Healthy soil, with high soil porosity, is capable of storing water and transferring it into surface bodies of water and groundwater stores. This is a very important part of the water cycle as healthy soil helps to filter out dissolved materials, silt particles and other pollutants in the water. This is another reason why it is important to maintain the physical properties and the chemical properties of soil as a healthy soil structure is capable of retaining and transferring water, whereas poorly managed soil can lead to erosion and sedimentation.

Soil Functions and Religion

Leviticus 25:4 – But in the seventh year the land shall have a sabbath of complete rest, a sabbath of the Lord: You shall not sow your field or prune your vineyard. 

Let the Land Rest by Rabbi Noam Yehuda Sendor, Eco Bible Volume 2

Before the sin of Adam and Eve, the earth provided sustenance not through the plotting and plowing of people but rather through prayer. In the Talmud, the sage Rav Assi (3rd century CE) expounds that vegetation would not break through the earth until Adam came and prayed to God to have mercy on the earth. The rains fell, and the earth sprouted.

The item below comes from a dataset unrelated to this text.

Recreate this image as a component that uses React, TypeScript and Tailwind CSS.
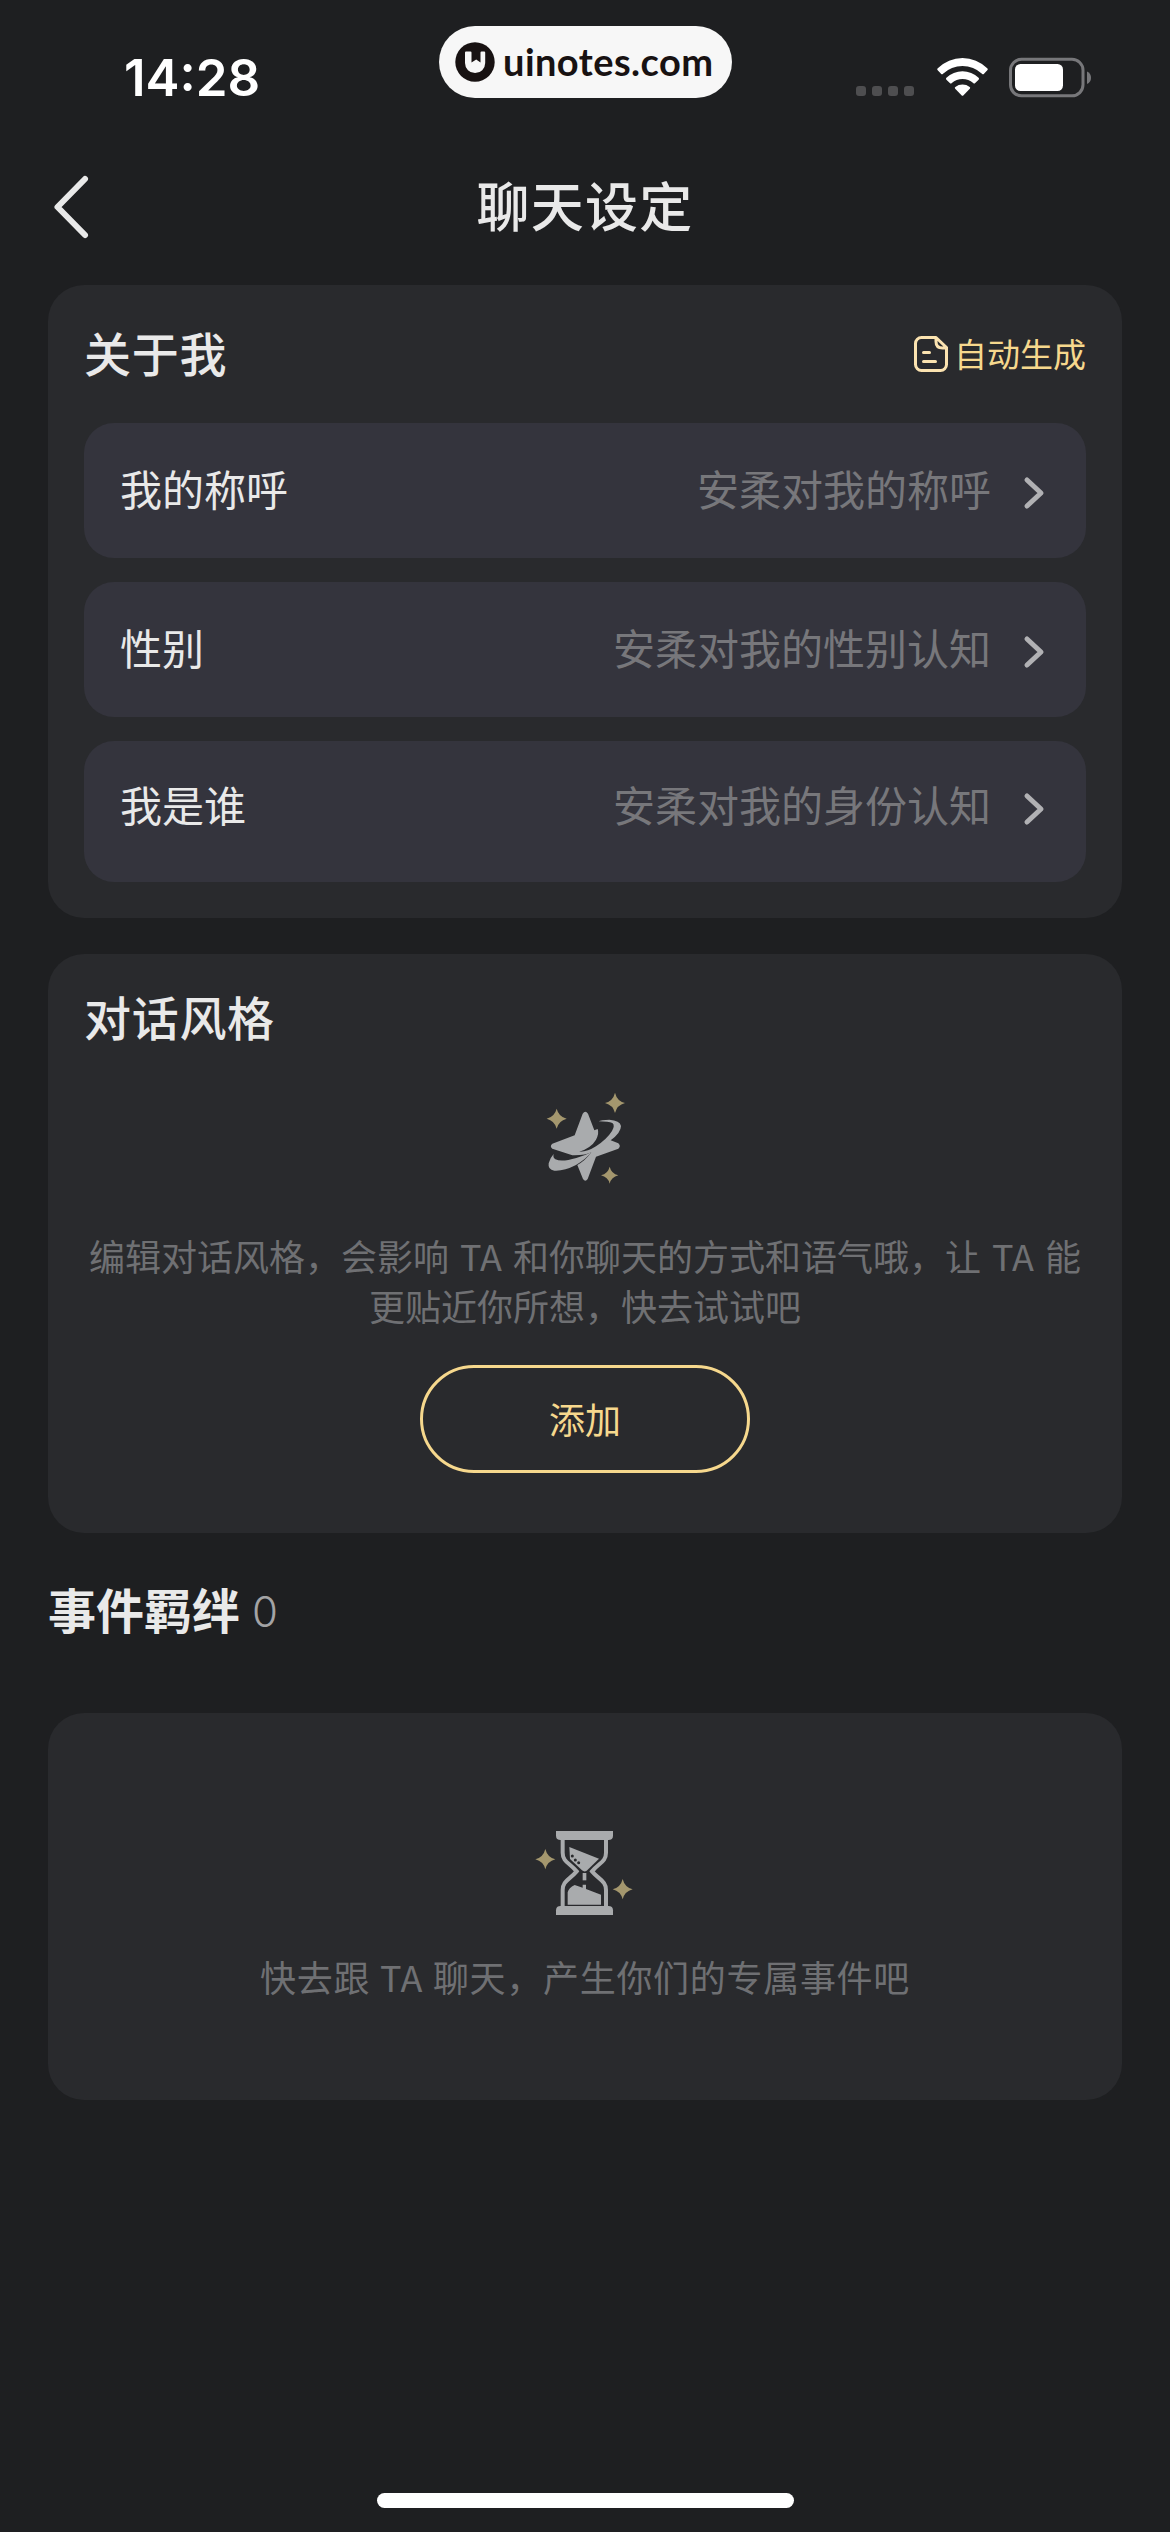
import { ReactNode } from 'react'

interface SettingRow {
  label: string
  placeholder: string
  className: string
}

const ROWS: SettingRow[] = [
  { label: '我的称呼', placeholder: '安柔对我的称呼', className: 'h-[135px]' },
  { label: '性别', placeholder: '安柔对我的性别认知', className: 'h-[135px]' },
  { label: '我是谁', placeholder: '安柔对我的身份认知', className: 'h-[141px] pb-[10px]' },
]

function StatusBar() {
  return (
    <div className="h-[141px] flex items-start pl-[124px] pr-[78px]">
      <div className="w-[315px] pt-[48px] font-['Inter',sans-serif] font-semibold text-[51px] leading-[60px] text-white">
        14:28
      </div>
      <div className="mt-[26px] w-[293px] h-[72px] rounded-full bg-[#f7f7f7] flex items-center pl-4">
        <svg width="40" height="40" viewBox="0 0 40 40" className="shrink-0">
          <circle cx="20" cy="20" r="19.7" fill="#181212" />
          <path
            d="M10 10.5q0-1 1-1h4.500q1 0 1 1V20.500L21.200 17.500L25.500 20.500V10.500q0-1 1-1h2.700q1 0 1 1V21a10 10 0 0 1-20.200 0z"
            fill="#f7f7f7"
          />
        </svg>
        <span className="ml-[8px] mb-[2px] font-['Lato',sans-serif] font-bold text-[38px] leading-[46px] tracking-[0.450px] text-[#181212] whitespace-nowrap">
          uinotes.com
        </span>
      </div>
      <div className="ml-auto pt-[57px] flex">
        <div className="flex gap-[6px] pt-[29px] mr-[22px]">
          {[0, 1, 2, 3].map((i) => (
            <span key={i} className="size-[10px] rounded-[3px] bg-[#4e4e50]" />
          ))}
        </div>
        <svg width="53" height="40" viewBox="0 0 53 40" fill="#fff" className="mr-5">
          <path d="M1.700 13.200Q.700 12.200 1.800 11.200A35 35 0 0 1 51.200 11.200Q52.300 12.200 51.300 13.200L48 16.700Q47 17.700 46 16.700A28.500 28.500 0 0 0 7 16.700Q6 17.700 5 16.700Z" />
          <path d="M10.400 22.700Q9.400 21.700 10.400 20.700A23.500 23.500 0 0 1 42.600 20.700Q43.600 21.700 42.600 22.700L39.200 26.100Q38.200 27.100 37.200 26.100A16 16 0 0 0 15.800 26.100Q14.800 27.100 13.800 26.100Z" />
          <path d="M19.200 31.700Q18.300 30.700 19.300 29.900A12 12 0 0 1 33.700 29.900Q34.700 30.700 33.800 31.700L27.500 38.300Q26.500 39.300 25.500 38.300Z" />
        </svg>
        <svg width="83" height="42" viewBox="0 0 83 42">
          <rect x="1.500" y="2.300" width="72.500" height="36.500" rx="11" fill="none" stroke="#77777a" strokeWidth="3" />
          <rect x="6" y="7" width="48" height="27" rx="5.500" fill="#fff" />
          <path d="M78 14.500v12.500q4-1.800 4-6.200t-4-6.300z" fill="#77777a" />
        </svg>
      </div>
    </div>
  )
}

function Card({ className, children }: { className: string; children: ReactNode }) {
  return <section className={`mx-12 rounded-[36px] bg-[#292a2d] ${className}`}>{children}</section>
}

function DocIcon() {
  return (
    <svg
      width="36"
      height="38"
      viewBox="0 0 36 38"
      fill="none"
      stroke="#fbe3b0"
      strokeWidth="3"
      strokeLinecap="round"
      strokeLinejoin="round"
    >
      <path d="M23 2.500H8.500a6 6 0 0 0-6 6v21a6 6 0 0 0 6 6h19a6 6 0 0 0 6-6V12.500L23 2.500v4q0 6.500 6.500 6.500h4" />
      <path d="M10.500 17.500h6M10.500 26.500h12" />
    </svg>
  )
}

function StarIcon() {
  return (
    <svg width="130" height="120" viewBox="0 0 390 360">
      <g fill="#a4976e">
        <path d="M110 86q6 24 30 30q-24 6-30 30q-6-24-30-30q24-6 30-30z" />
        <path d="M285 38q6 25 30 31q-24 6-30 30q-6-24-30-30q24-6 30-31z" />
        <path d="M269 260q5 21 26 26q-21 5-26 25q-5-20-26-25q21-5 26-26z" />
      </g>
      <g fill="#a9abad">
        <path d="M188 101Q196 90 204 101L223 151L233 147Q238 160 228 179Q214 203 178 215Q202 216 228 199Q261 177 276 153Q286 136 277 129Q266 124 236 124Q243 119 268 119Q300 121 303 138Q303 158 272 181L295 190Q304 199 295 206L228 230L203 297Q196 308 189 297L172 255Q196 242 214 217Q196 227 157 226L97 206Q88 198 97 191L164 166Z" />
        <path d="M101 222Q98 233 106 238Q125 247 169 234Q196 226 215 216Q199 236 168 255Q131 274 103 272Q83 270 86 250Q89 235 101 222Z" />
      </g>
    </svg>
  )
}

function HourglassIcon() {
  return (
    <svg width="150" height="140" viewBox="0 0 450 420">
      <g fill="#a4976e">
        <path d="M106 147q6 25 30 31q-24 6-30 30q-6-24-30-30q24-6 30-31z" />
        <path d="M338 237q6 25 30 31q-24 6-30 30q-6-24-30-30q24-6 30-31z" />
      </g>
      <g fill="#a9abad">
        <path d="M138 93h171v14q0 13-14 13H152q-14 0-14-13z" />
        <path d="M138 345h171v-14q0-13-14-13H152q-14 0-14 13z" />
        <path d="M178 141L267 176L230 212Q223 217 216 211L180 177Z" />
        <path d="M218 219h11v22h-11z" />
        <path d="M173 314V277Q176 264 194 255L218 263V254h10v13L273 284V314Z" />
      </g>
      <path
        d="M158 114V158C158 186 178 188 200 214C178 240 158 242 158 270V324M288 114V158C288 186 268 188 246 214C268 240 288 242 288 270V324"
        fill="none"
        stroke="#a9abad"
        strokeWidth="12"
      />
      <g fill="#292a2d">
        <circle cx="187" cy="168" r="4.500" />
        <circle cx="196" cy="180" r="4.500" />
        <circle cx="206" cy="188" r="4.500" />
      </g>
    </svg>
  )
}

export default function App() {
  return (
    <div className="w-[1170px] h-[2532px] flex flex-col bg-[#1e1f21] text-[#e9e9e9] font-['Noto_Sans_CJK_SC',sans-serif]">
      <StatusBar />

      <header className="h-[144px] pl-[53px] pr-[53px] flex items-start justify-between">
        <svg width="38" height="66" viewBox="0 0 38 66" className="mt-[33px]" fill="none">
          <path d="M32 5L4.500 33L32 61" stroke="#e9e9e9" strokeWidth="6" strokeLinecap="round" strokeLinejoin="round" />
        </svg>
        <h1 className="mt-[23px] font-medium text-[53px] leading-[80px] tracking-[1.200px]">聊天设定</h1>
        <span className="w-[38px]" />
      </header>

      <Card className="h-[633px] px-9">
        <div className="h-[138px] flex items-center justify-between">
          <h2 className="mb-[5px] font-medium text-[47px] leading-[70px] tracking-[0.700px]">关于我</h2>
          <div className="flex items-center gap-[5px]">
            <DocIcon />
            <span className="mb-[3px] text-[33px] leading-[48px] text-[#f6d88d]">自动生成</span>
          </div>
        </div>
        <div className="flex flex-col gap-6">
          {ROWS.map((row) => (
            <div
              key={row.label}
              className={`rounded-[30px] bg-[#34343d] pl-9 pr-10 flex items-center ${row.className}`}
            >
              <span className="mb-[5px] text-[42px] leading-[62px]">{row.label}</span>
              <span className="mb-[5px] ml-auto text-[42px] leading-[62px] text-[#77777b]">{row.placeholder}</span>
              <svg width="24" height="36" viewBox="0 0 24 36" className="ml-[31px] mt-1" fill="none">
                <path d="M5 5L19 18L5 31" stroke="#b1b1b4" strokeWidth="5" strokeLinecap="round" strokeLinejoin="round" />
              </svg>
            </div>
          ))}
        </div>
      </Card>

      <Card className="mt-9 h-[579px] px-9 flex flex-col items-center">
        <h2 className="self-start mt-[27px] font-medium text-[47px] leading-[70px] tracking-[0.700px]">对话风格</h2>
        <div className="mt-[29px]">
          <StarIcon />
        </div>
        <p className="mt-[30px] text-[36px] leading-[50px] [word-spacing:3px] text-[#6f7073] text-center whitespace-nowrap">
          编辑对话风格，会影响 TA 和你聊天的方式和语气哦，让 TA 能
          <br />
          更贴近你所想，快去试试吧
        </p>
        <button className="mt-[35px] w-[330px] h-[108px] pb-[3px] rounded-full border-[3px] border-[#f6d88d] text-[36px] text-[#f6d88d]">
          添加
        </button>
      </Card>

      <div className="h-[180px] pl-12 pt-[40px] flex items-start">
        <h2 className="font-bold text-[48px] leading-[70px]">事件羁绊</h2>
        <span className="ml-3 mt-[6px] font-['Inter',sans-serif] font-light text-[42px] leading-[66px] text-[#a3a3a5]">0</span>
      </div>

      <Card className="h-[387px] pt-[87px] flex flex-col items-center">
        <HourglassIcon />
        <p className="mt-[11px] text-[36px] leading-[50px] tracking-[0.700px] [word-spacing:1px] text-[#6f7073]">
          快去跟 TA 聊天，产生你们的专属事件吧
        </p>
      </Card>

      <div className="mt-auto mb-[24px] mx-auto w-[417px] h-[15px] rounded-full bg-white" />
    </div>
  )
}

We can interpret the removal of the fruit from the Tree of Knowledge of Good and Evil as a decision to derive pleasure from God’s earth without paying attention to consequences. As a result, humankind’s working of the land was no longer within the context of safeguarding it. Thus, the earth became cursed, sprouting thorns and thistles, only giving forth its fruit by the sweat of one’s brow. The commandment of the Sabbatical year enables a return to the ideal relationship between humankind and creation. The laws and rulings relating to the Sabbatical year are numerous and complex, yet they derive from four general commandments in the Torah:

  1. The land should rest, as it says: “ . . . and the land shall rest a sabbath to God.” Though this commandment is directed at the land, it is humanity’s responsibility to return all of creation to a proper relationship with God. By refraining from planting, pruning, plowing, harvesting, or any other form of working the land, the land is allowed to rest and move toward achieving the union of Shabbat. 
  2. All seventh-year produce is declared ownerless and free for all to take and enjoy. 
  3. All seventh-year produce is sanctified. The Torah prohibits any business whatsoever with the produce and obligates that it is consumed properly and equitably and does not go to waste. 
  4. All unrepaid loans that have come to the end of their term are to be canceled.

The mandated abstinence from attempting to control the land and own its produce frees us from the enslavement of the constant pursuit of material goods and wealth and the idolatrous illusion that they make up our existence. 

Additionally, the Sabbatical year provides ample time to contemplate and understand that it is not through the strength or the might of our hand that the earth brings forth its fruits. This both instills a deeper sense of faith and trust in God and allows a shift in how we relate to the earth. We must view the earth as a precious gift that has been entrusted to us. We must treat it in a caring and sustainable manner. 

The inner teachings of the commandment of the Sabbatical year are vital today as humankind flirts dangerously with destroying the beautiful world we have been given. One example is the deforestation of vast portions of earth’s most vital ecosystems to support the growing demand for beef. The “slash-and-burn” method of clearing land for agriculture, employed globally by both small- and large-scale cattle farmers, involves cutting the vegetation of a plot of land and allowing it to dry, at which point it is burned. The land is then cultivated for a few seasons before being used for cattle pasture. Though this process releases nutrients to fertilize the soil, it is only sustainable on a small scale on nutrient-rich soil. When applied on an industrial level to nutrient-poor soil – as with the current situation in the Amazon rainforest –the result is an ecological disaster.

As author Richard Robbins puts it: “Hundreds of thousands of acres of tropical forests in Brazil, Guatemala, Costa Rica, and Honduras, to name just a few countries, have been leveled to create pasture for cattle. Since most of the forest is cleared by burning, the extension of cattle pasture also creates CO2, and . . . contributes significantly to global warming.” Such operations lead to erosion and remove most of the nutrients from the soil, leaving it desolate. The result is severe damage to the biodiversity of the rainforest, an increase in the release of CO2, and general biosphere instability. Instead of being elevated and sanctified, the earth has become trampled and disgraced. The frightening ecological reality we are facing morally obligates us to rethink our relationship with the land and the consequences of our actions.